21.01.16 Vortrag von Kristin Aune: Feminist spirituality as lived religion
Kristin Aune: Feminist spirituality as lived religion. How UK feminists forge religio-spiritual lives.
Vortrag am Donnerstag, den 21.01.201618:00 - 20:00 Uhr
Oec. 0.167
How do feminists in the United Kingdom view and practice spirituality and religion? This lecture will present findings from an interview-based study of thirty feminists in England, Scotland, and Wales. It will argue that instead of equating feminism with secularism, secularization, or alternative spiritualities, scholars must recognise that feminists forge religio-spiritual lives in complex ways. The lecture will identify three characteristics of feminists' approaches to religion and spirituality: they are de-churched, are relational, and emphasize practice.

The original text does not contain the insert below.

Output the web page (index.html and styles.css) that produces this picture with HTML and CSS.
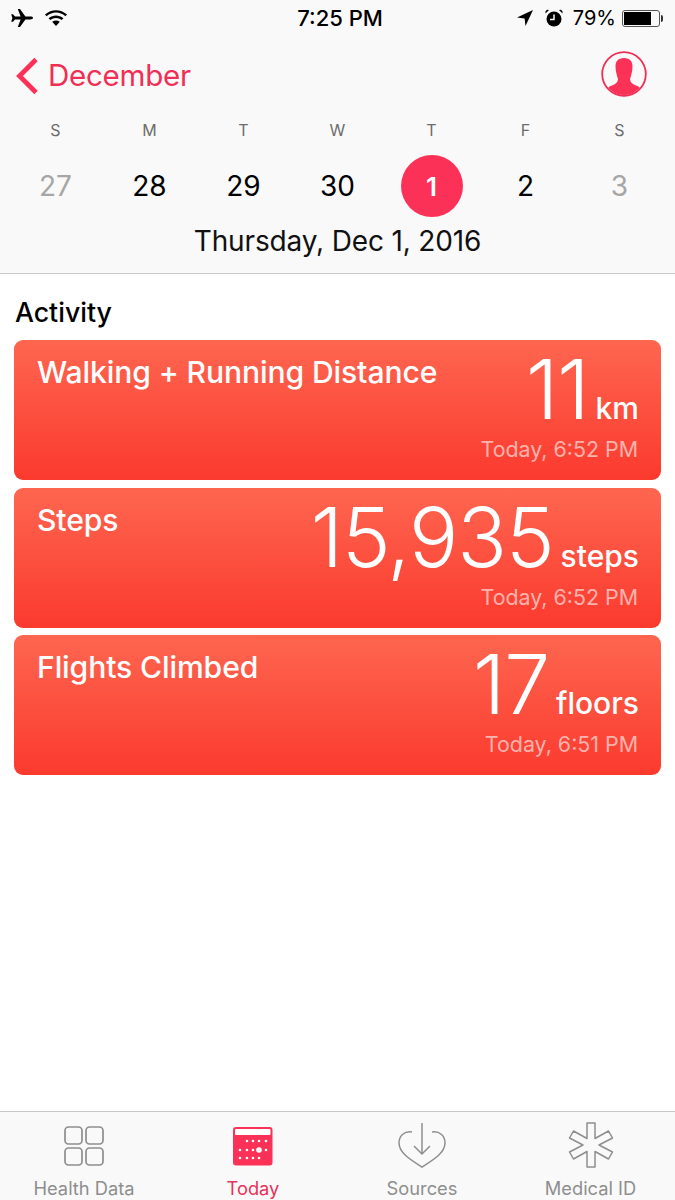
FILE: index.html
```html
<!DOCTYPE html>
<html lang="en">
<head>
<meta charset="utf-8">
<title>Health</title>
<link rel="stylesheet" href="styles.css">
</head>
<body>
<div class="phone">
  <header class="top">
    <div class="status">
      <div class="status-side">
        <svg class="i-plane" width="24" height="18" viewBox="0 0 24 18"><path d="M23 9c0-.9-1.200-1.400-2.600-1.400h-5L10 0H7.800l2.800 7.600H5L3 5.200H1.200L2.400 9 1.200 12.800H3L5 10.400h5.600L7.800 18H10l5.400-7.600h5C21.800 10.400 23 9.900 23 9z"/></svg>
        <svg class="i-wifi" width="24" height="18" viewBox="0 0 24 18"><path d="M1 5.500C7.500-.2 16.500-.2 23 5.500l-1.600 1.700C15.800 2.400 8.200 2.400 2.600 7.200z"/><path d="M4.600 9.200c4.400-3.700 10.400-3.700 14.800 0l-1.700 1.800c-3.400-2.700-8-2.700-11.400 0z"/><path d="M8.200 12.800c2.300-1.800 5.300-1.800 7.600 0L12 17z"/></svg>
      </div>
      <div class="clock">7:25 PM</div>
      <div class="status-side status-right">
        <svg class="i-loc" width="16" height="16" viewBox="0 0 16 16"><path d="M16 0L0 7.500l7.600.9.900 7.600z"/></svg>
        <svg class="i-alarm" width="18" height="18" viewBox="0 0 18 18"><circle cx="9" cy="10" r="7.500"/><path d="M9 5.500V10.500H5" fill="none" stroke="#f9f9f9" stroke-width="1.500"/><path d="M.5 4.500L4 1 2 .8.500 2.300zM17.500 4.500L14 1l2-.2 1.500 1.500z"/></svg>
        <span class="pct">79%</span>
        <div class="battery"><div class="battery-fill"></div></div>
      </div>
    </div>
    <div class="nav">
      <div class="back">
        <svg width="24" height="38" viewBox="0 0 24 38"><path d="M21 2.500L4.500 19 21 35.500" fill="none" stroke="#fc3158" stroke-width="4.800"/></svg>
        <span class="back-label">December</span>
      </div>
      <svg class="avatar" width="46" height="46" viewBox="0 0 46 46">
        <defs><clipPath id="avatar-clip"><circle cx="23" cy="23" r="21"/></clipPath></defs>
        <circle cx="23" cy="23" r="21.800" fill="none" stroke="#f02f55" stroke-width="1.800"/>
        <path clip-path="url(#avatar-clip)" d="M23 7C29 7 31.500 10.500 31.500 15.500C31.500 20 30 25 29 28C29 31 31 33 35 34.500C38 35.500 39.500 37 41 40V46H5V40C6.500 37 8 35.500 11 34.500C15 33 17 31 17 28C16 25 14.500 20 14.500 15.500C14.500 10.500 17 7 23 7z" fill="#fc3158"/>
      </svg>
    </div>
    <div class="week">
      <span class="wd">S</span><span class="wd">M</span><span class="wd">T</span><span class="wd">W</span><span class="wd">T</span><span class="wd">F</span><span class="wd">S</span>
    </div>
    <div class="days">
      <span class="d muted">27</span><span class="d">28</span><span class="d">29</span><span class="d">30</span><span class="d"><b class="today">1</b></span><span class="d">2</span><span class="d muted">3</span>
    </div>
    <div class="date">Thursday, Dec 1, 2016</div>
  </header>

  <main class="content">
    <h2 class="section">Activity</h2>
    <div class="cards">
      <article class="card">
        <div class="card-title">Walking + Running Distance</div>
        <div class="card-right">
          <div class="reading"><span class="num">11</span><span class="unit">km</span></div>
          <div class="when">Today, 6:52 PM</div>
        </div>
      </article>
      <article class="card">
        <div class="card-title">Steps</div>
        <div class="card-right">
          <div class="reading"><span class="num">15,935</span><span class="unit">steps</span></div>
          <div class="when">Today, 6:52 PM</div>
        </div>
      </article>
      <article class="card">
        <div class="card-title">Flights Climbed</div>
        <div class="card-right">
          <div class="reading"><span class="num">17</span><span class="unit">floors</span></div>
          <div class="when">Today, 6:51 PM</div>
        </div>
      </article>
    </div>
  </main>

  <nav class="tabs">
    <div class="tab">
      <svg width="42" height="42" viewBox="0 0 42 42" fill="none" stroke="#8e8e8e" stroke-width="1.700"><rect x="2" y="2" width="17" height="17" rx="3.500"/><rect x="23" y="2" width="17" height="17" rx="3.500"/><rect x="2" y="23" width="17" height="17" rx="3.500"/><rect x="23" y="23" width="17" height="17" rx="3.500"/></svg>
      <span>Health Data</span>
    </div>
    <div class="tab tab-on">
      <svg width="42" height="42" viewBox="0 0 42 42"><rect x="1" y="2" width="39.500" height="38.500" rx="3" fill="#fc3158"/><rect x="3" y="4" width="35.500" height="6" rx="1" fill="#fff"/><g fill="#fff"><circle cx="15" cy="16" r="1.300"/><circle cx="21" cy="16" r="1.300"/><circle cx="27" cy="16" r="1.300"/><circle cx="34" cy="16" r="1.300"/><circle cx="8" cy="25" r="1.300"/><circle cx="15" cy="25" r="1.300"/><circle cx="21" cy="25" r="1.300"/><circle cx="27" cy="25" r="2.800"/><circle cx="34" cy="25" r="1.300"/><circle cx="8" cy="33" r="1.300"/><circle cx="15" cy="33" r="1.300"/><circle cx="21" cy="33" r="1.300"/><circle cx="27" cy="33" r="1.300"/></g></svg>
      <span>Today</span>
    </div>
    <div class="tab tab-tall">
      <svg width="50" height="46" viewBox="0 0 50 46" fill="none" stroke="#8e8e8e" stroke-width="1.500"><path d="M15 10C7 9 2 14 2 21c0 10 12 17 23 24 11-7 23-14 23-24 0-7-5-12-13-11"/><path d="M25 1v30M17 24l8 8 8-8" /></svg>
      <span>Sources</span>
    </div>
    <div class="tab tab-tall">
      <svg width="46" height="46" viewBox="0 0 46 46" fill="none" stroke="#8e8e8e" stroke-width="1.500" stroke-linejoin="round"><path d="M19 1h8v15.500L40.500 9l4 7L31 23l13.500 7-4 7L27 29.500V45h-8V29.500L5.500 37l-4-7L15 23 1.500 16l4-7L19 16.500z"/></svg>
      <span>Medical ID</span>
    </div>
  </nav>
</div>
</body>
</html>
```
FILE: styles.css
```css
* { box-sizing: border-box; margin: 0; padding: 0; }
html, body { background: #fff; }
body { font-family: Inter, "Liberation Sans", sans-serif; color: #000; }
.phone { width: 675px; height: 1200px; display: flex; flex-direction: column; overflow: hidden; }

.top { height: 274px; background: #f9f9f9; border-bottom: 1px solid #c9c9c9; }
.status { height: 36px; padding: 0 15px 0 10px; display: grid; grid-template-columns: 1fr auto 1fr; align-items: center; }
.status-side { display: flex; align-items: center; gap: 10px; }
.status-right { justify-content: flex-end; gap: 11px; }
.clock { font-size: 22px; font-weight: 500; padding-left: 10px; }
.pct { font-size: 20px; font-weight: 400; margin-left: -1px; }
.i-loc { margin-right: 1px; }
.battery { width: 38px; height: 17px; border: 1px solid #555; border-radius: 3px; padding: 1px; position: relative; margin-left: -5px; }
.battery::after { content: ""; position: absolute; right: -4px; top: 4px; width: 2px; height: 7px; background: #333; border-radius: 0 2px 2px 0; }
.battery-fill { width: 80%; height: 100%; background: #000; }

.nav { height: 76px; padding: 0 28px 0 15px; display: flex; align-items: center; justify-content: space-between; }
.back { display: flex; align-items: center; gap: 9px; color: #f02f55; font-size: 29.600px; letter-spacing: -.3px; margin-top: 4px; }
.back-label { margin-top: -2px; }
.avatar { display: block; }

.week, .days { display: grid; grid-template-columns: repeat(7, 94px); justify-content: center; text-align: center; }
.week { height: 26px; align-items: center; font-size: 16px; color: #6c6c6c; margin-top: 5px; }
.days { height: 64px; margin-top: 11px; align-items: center; font-size: 28px; }
.d { display: flex; justify-content: center; }
.muted { color: #a6a6a6; }
.today { width: 62px; height: 62px; border-radius: 50%; background: #fc3158; color: #fff; font-weight: 600; display: flex; align-items: center; justify-content: center; font-size: 26px; }
.date { text-align: center; font-size: 28px; line-height: 36px; margin-top: 5px; letter-spacing: -.15px; color: #111; }

.content { flex: 1; padding: 0 14px; }
.section { font-size: 26.700px; font-weight: 500; line-height: 34px; padding: 21px 1px 0; height: 66px; }
.cards { display: flex; flex-direction: column; gap: 7.500px; }
.card { height: 140px; border-radius: 9px; background: linear-gradient(#fe6650, #fb3a2e); color: #fff; padding: 14px 22px 0 23px; display: flex; justify-content: space-between; align-items: flex-start; }
.card-title { font-size: 30.100px; font-weight: 500; line-height: 36px; letter-spacing: -.1px; white-space: nowrap; }
.card-right { display: flex; flex-direction: column; align-items: flex-end; }
.reading { display: flex; align-items: baseline; gap: 7px; height: 81px; margin-top: -5px; }
.num { font-size: 82px; font-weight: 300; line-height: 81px; letter-spacing: -1px; }
.unit { font-size: 30px; font-weight: 500; }
.when { font-size: 21.400px; color: rgba(255,255,255,.6); line-height: 28px; margin: 5px 1px 0 0; }

.tabs { height: 89px; flex: none; background: #f9f9f9; border-top: 1px solid #c9c9c9; display: grid; grid-template-columns: 168px 170px 168px 169px; }
.tab { display: flex; flex-direction: column; align-items: center; justify-content: flex-end; color: #8e8e8e; font-size: 18.300px; position: relative; height: 88px; overflow: hidden; }
.tab span { line-height: 24px; }
.tab svg { display: block; margin-bottom: 9px; }
.tab-tall svg { margin-bottom: 8px; }
.tab-on { color: #e8325a; }
```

Drawing on the growing field of scholarship on "lived religion", the lecture will argue that conceptualizing feminist spirituality as lived religion enables us to grasp the important role of bodily practices in feminists' religio-spiritual lives and challenges the conceptual dichotomy between "religion" and "spirituality".
Vortragende ist Kristin Aune von der Coventry University, U.K.
Dr Kristin Aune is a Senior Research Fellow at the Centre for Trust, Peace and Social Relations, Coventry University, UK. She has published widely on gender, religion and feminism, and on religion and higher education. Educated at the University of York and King's College London, her PhD (awarded 2004) examined gender in British evangelical Christianity and she published articles on this research in the journals The Sociological Review, European Journal of Women's Studies and Men and Masculinities. Her books include Women and Religion in the West (Ashgate, 2008), Reclaiming the F Word: Feminism Today (Zed Books, 2013) and Christianity and the University Experience (Bloomsbury, 2013) (co-authored). Recent projects include a workshop series "Is secularism bad for women?", run with colleagues at Uppsala, Helsinki and Coimbra Universities and funded by the International Society for the Sociology of Religion, and she is writing a proposal to edit a book on that theme. She has just published a special issue of the journal Social Movement Studies (co-edited with Jonathan Dean) on New Feminisms in Europe.